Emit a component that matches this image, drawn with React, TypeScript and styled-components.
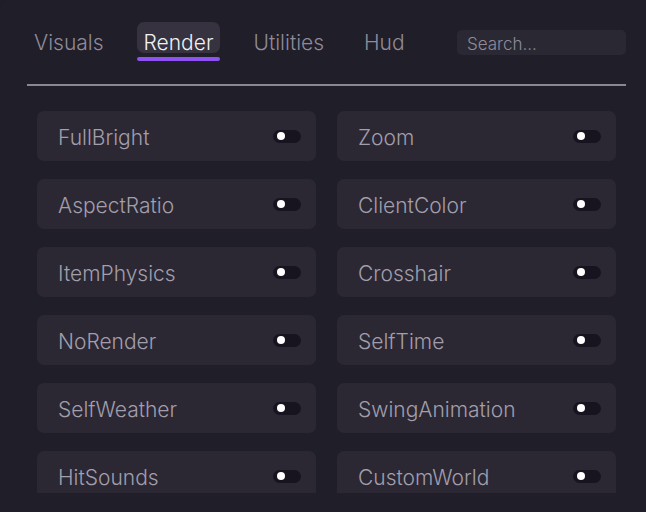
import { createGlobalStyle } from "styled-components";
import styled from "styled-components";

const GlobalStyle = createGlobalStyle`
	html, body {
		margin: 0;
		padding: 0;
		background: #1f1d27;
		font-family: Inter, "Noto Sans", sans-serif;
	}
`;

const Panel = styled.div`
	width: 646px;
	height: 512px;
	box-sizing: border-box;
	background: #201e28;
	border-top-left-radius: 10px;
	padding: 22px 20px 0 27px;
	overflow: hidden;
`;

const Header = styled.div`
	display: flex;
	align-items: flex-start;
	height: 62px;
`;

const Tabs = styled.nav`
	display: flex;
	gap: 26px;
	flex: 1;
`;

const Tab = styled.div<{ $active?: boolean }>`
	position: relative;
	height: 31px;
	box-sizing: border-box;
	padding: 9px 7px 0;
	border-radius: 7px;
	display: flex;
	align-items: center;
	font-size: 21px;
	font-weight: 300;
	color: ${(p) => (p.$active ? "#f1f0f5" : "#8f8b99")};
	background: ${(p) => (p.$active ? "#36323f" : "transparent")};

	&::after {
		content: "";
		display: ${(p) => (p.$active ? "block" : "none")};
		position: absolute;
		left: 0;
		right: 0;
		bottom: -8px;
		height: 4px;
		border-radius: 2px;
		background: #8f52f2;
	}
`;

const Search = styled.input`
	margin-top: 8px;
	width: 169px;
	height: 25px;
	box-sizing: border-box;
	border: none;
	outline: none;
	border-radius: 5px;
	background: #2a2833;
	padding: 2px 10px 0;
	font-family: Inter, "Noto Sans", sans-serif;
	font-size: 17px;
	font-weight: 300;
	color: #d0cdd8;

	&::placeholder {
		color: #8f8b99;
	}
`;

const Divider = styled.div`
	height: 2px;
	width: 599px;
	background: #8a8694;
`;

const Scroll = styled.div`
	margin-top: 25px;
	margin-left: 10px;
	height: 382px;
	overflow: hidden;
`;

const Grid = styled.div`
	display: grid;
	grid-template-columns: 279px 279px;
	column-gap: 21px;
	row-gap: 18px;
`;

const Card = styled.div`
	height: 50px;
	box-sizing: border-box;
	border-radius: 7px;
	background: #2b2834;
	padding: 0 15px 0 21px;
	display: flex;
	align-items: center;
	justify-content: space-between;
`;

const Label = styled.span`
	font-size: 21px;
	font-weight: 300;
	color: #a29eac;
	margin-top: 2px;
`;

const Toggle = styled.div<{ $on?: boolean }>`
	width: 28px;
	height: 13px;
	border-radius: 7px;
	background: #17141f;
	position: relative;

	&::before {
		content: "";
		position: absolute;
		top: 2.5px;
		left: ${(p) => (p.$on ? "16px" : "4px")};
		width: 8px;
		height: 8px;
		border-radius: 50%;
		background: #ffffff;
	}
`;

const tabs = ["Visuals", "Render", "Utilities", "Hud"];

const modules = [
	"FullBright",
	"Zoom",
	"AspectRatio",
	"ClientColor",
	"ItemPhysics",
	"Crosshair",
	"NoRender",
	"SelfTime",
	"SelfWeather",
	"SwingAnimation",
	"HitSounds",
	"CustomWorld",
];

export default function App() {
	return (
		<>
			<GlobalStyle />
			<Panel>
				<Header>
					<Tabs>
						{tabs.map((t) => (
							<Tab key={t} $active={t === "Render"}>
								{t}
							</Tab>
						))}
					</Tabs>
					<Search placeholder="Search..." />
				</Header>
				<Divider />
				<Scroll>
					<Grid>
						{modules.map((m) => (
							<Card key={m}>
								<Label>{m}</Label>
								<Toggle />
							</Card>
						))}
					</Grid>
				</Scroll>
			</Panel>
		</>
	);
}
######
> [Goal of the exercise]:
Check each line above for the word "components" and copy the ones that have it.

> [Exercise response]:
Emit a component that matches this image, drawn with React, TypeScript and styled-components.
import { createGlobalStyle } from "styled-components";
import styled from "styled-components";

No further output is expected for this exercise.